** Start Data lines **

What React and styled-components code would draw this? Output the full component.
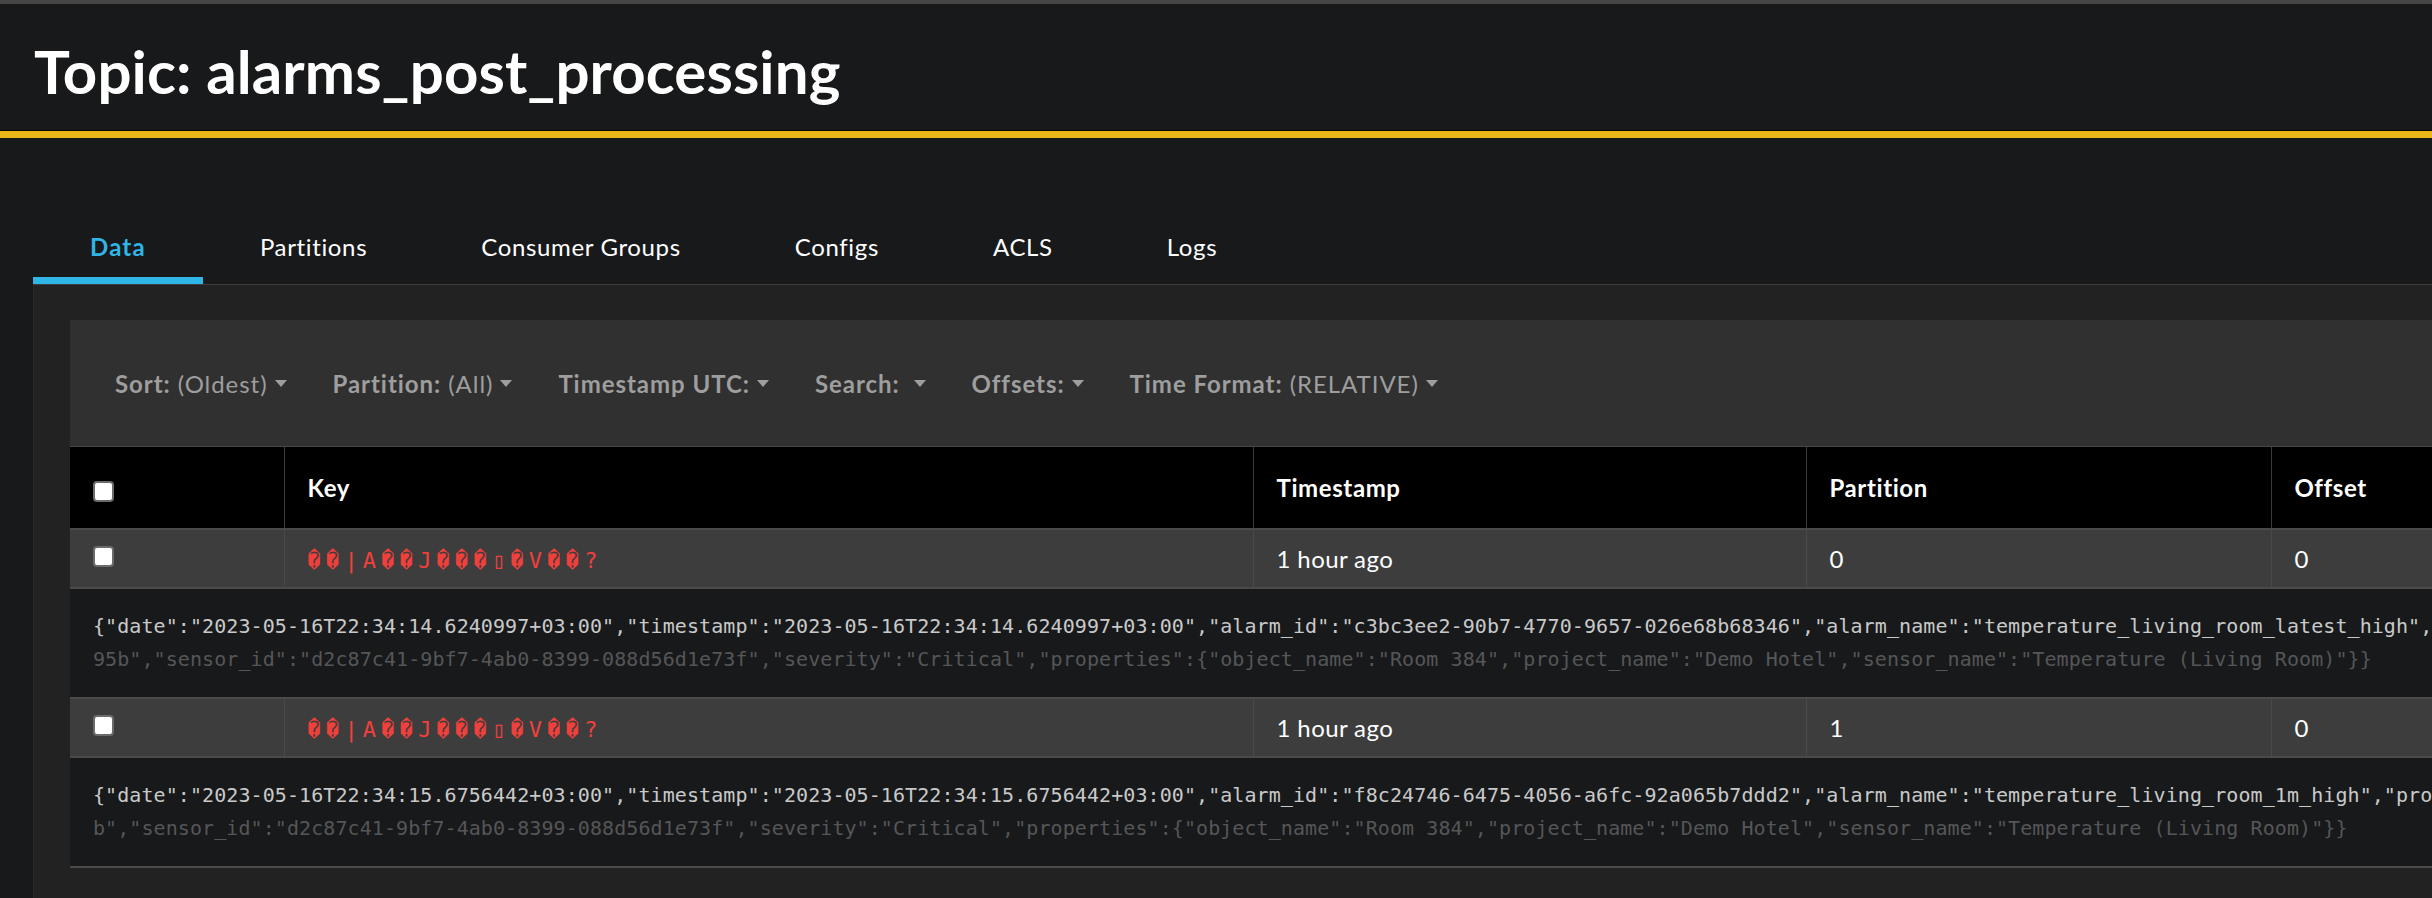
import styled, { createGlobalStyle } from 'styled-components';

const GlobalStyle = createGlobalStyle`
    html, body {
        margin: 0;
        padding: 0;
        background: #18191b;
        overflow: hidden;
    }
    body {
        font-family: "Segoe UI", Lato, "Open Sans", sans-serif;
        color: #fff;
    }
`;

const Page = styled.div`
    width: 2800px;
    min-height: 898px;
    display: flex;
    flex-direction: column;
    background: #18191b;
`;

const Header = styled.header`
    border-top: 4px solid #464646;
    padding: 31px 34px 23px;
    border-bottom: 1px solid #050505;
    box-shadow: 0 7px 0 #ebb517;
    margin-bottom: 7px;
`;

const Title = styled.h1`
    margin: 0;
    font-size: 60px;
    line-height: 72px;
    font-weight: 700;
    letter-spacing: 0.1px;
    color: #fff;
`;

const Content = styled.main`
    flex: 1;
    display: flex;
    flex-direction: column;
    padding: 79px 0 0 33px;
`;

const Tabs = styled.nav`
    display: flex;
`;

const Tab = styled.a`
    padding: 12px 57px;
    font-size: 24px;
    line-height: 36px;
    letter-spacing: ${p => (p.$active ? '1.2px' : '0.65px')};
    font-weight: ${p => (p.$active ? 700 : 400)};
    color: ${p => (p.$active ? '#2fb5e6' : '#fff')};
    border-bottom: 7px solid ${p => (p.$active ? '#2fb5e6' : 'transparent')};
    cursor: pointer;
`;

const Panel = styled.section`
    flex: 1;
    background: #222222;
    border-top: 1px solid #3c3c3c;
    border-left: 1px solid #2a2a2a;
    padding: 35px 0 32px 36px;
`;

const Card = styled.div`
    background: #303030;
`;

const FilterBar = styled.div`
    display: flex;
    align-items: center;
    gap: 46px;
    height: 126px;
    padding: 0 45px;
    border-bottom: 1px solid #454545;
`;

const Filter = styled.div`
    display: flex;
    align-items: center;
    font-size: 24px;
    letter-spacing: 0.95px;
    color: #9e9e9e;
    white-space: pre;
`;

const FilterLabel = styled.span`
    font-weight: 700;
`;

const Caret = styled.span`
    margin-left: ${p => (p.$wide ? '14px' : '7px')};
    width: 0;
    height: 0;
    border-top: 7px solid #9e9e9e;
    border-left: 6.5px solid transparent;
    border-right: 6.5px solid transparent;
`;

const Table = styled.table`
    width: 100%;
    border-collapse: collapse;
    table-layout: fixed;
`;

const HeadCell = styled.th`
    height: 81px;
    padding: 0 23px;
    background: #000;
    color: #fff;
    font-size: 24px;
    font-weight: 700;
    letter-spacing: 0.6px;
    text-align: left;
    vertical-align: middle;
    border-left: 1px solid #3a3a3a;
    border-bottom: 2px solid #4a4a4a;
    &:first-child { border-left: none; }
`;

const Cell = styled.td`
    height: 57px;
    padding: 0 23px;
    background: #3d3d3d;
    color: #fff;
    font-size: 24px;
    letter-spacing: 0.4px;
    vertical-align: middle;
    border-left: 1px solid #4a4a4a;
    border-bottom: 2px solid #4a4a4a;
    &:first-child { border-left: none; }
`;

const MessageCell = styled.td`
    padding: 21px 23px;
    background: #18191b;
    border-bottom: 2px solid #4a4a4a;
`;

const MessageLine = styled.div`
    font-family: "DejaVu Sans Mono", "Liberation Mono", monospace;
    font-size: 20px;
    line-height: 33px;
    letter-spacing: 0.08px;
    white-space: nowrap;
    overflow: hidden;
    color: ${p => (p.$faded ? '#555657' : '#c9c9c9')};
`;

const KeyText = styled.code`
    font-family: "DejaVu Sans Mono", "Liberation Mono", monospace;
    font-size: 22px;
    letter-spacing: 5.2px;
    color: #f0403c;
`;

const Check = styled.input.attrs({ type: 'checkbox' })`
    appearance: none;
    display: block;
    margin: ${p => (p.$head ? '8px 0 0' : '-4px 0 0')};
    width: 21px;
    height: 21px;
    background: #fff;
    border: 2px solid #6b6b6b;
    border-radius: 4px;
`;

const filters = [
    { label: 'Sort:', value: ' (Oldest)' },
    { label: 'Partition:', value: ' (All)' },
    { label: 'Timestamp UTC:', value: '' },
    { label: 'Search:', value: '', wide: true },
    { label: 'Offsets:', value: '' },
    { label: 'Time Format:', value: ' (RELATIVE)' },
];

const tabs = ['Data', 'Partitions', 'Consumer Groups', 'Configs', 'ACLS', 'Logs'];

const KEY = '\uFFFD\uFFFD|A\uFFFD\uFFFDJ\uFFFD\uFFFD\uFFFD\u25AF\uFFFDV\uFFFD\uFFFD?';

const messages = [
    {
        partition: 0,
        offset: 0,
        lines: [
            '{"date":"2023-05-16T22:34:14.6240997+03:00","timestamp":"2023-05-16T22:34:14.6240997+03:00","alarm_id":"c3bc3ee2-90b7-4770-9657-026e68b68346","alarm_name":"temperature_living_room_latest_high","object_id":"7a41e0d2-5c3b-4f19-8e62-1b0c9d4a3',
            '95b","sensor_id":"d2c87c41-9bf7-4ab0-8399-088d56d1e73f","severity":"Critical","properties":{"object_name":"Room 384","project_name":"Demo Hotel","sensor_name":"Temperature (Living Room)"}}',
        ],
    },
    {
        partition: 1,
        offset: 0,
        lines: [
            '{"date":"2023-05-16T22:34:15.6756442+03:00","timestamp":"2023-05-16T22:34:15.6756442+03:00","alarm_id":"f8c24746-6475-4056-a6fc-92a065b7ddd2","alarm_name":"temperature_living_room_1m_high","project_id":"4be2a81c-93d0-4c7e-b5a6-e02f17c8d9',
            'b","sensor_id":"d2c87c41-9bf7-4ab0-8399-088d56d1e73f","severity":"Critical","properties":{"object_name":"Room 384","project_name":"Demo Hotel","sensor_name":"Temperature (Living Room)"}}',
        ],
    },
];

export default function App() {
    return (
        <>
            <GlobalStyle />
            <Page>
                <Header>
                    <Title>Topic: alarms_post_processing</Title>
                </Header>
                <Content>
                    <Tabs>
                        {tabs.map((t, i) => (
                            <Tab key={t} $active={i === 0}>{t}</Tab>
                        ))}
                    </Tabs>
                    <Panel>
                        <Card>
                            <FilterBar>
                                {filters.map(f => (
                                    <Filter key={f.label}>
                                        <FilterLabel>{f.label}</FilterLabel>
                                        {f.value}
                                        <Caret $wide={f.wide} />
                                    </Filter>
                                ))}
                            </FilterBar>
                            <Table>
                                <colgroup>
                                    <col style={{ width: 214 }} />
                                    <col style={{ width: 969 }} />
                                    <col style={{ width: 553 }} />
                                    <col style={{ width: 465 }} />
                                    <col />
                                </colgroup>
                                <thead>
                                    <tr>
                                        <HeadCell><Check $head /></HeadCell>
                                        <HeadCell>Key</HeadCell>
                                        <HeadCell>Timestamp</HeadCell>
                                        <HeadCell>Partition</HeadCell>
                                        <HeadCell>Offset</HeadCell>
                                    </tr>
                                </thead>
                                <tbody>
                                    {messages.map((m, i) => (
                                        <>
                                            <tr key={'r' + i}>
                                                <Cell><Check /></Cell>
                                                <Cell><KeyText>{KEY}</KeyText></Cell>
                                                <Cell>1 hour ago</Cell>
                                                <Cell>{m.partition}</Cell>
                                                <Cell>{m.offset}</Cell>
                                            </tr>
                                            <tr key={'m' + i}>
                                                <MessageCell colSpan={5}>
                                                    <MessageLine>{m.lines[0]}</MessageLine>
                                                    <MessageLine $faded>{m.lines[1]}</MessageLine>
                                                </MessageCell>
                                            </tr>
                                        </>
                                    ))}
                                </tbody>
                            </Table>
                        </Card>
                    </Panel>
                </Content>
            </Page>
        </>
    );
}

** End Data lines **

Copy in full each line that holds the word "code".

• _Final result_
What React and styled-components code would draw this? Output the full component.
const KeyText = styled.code`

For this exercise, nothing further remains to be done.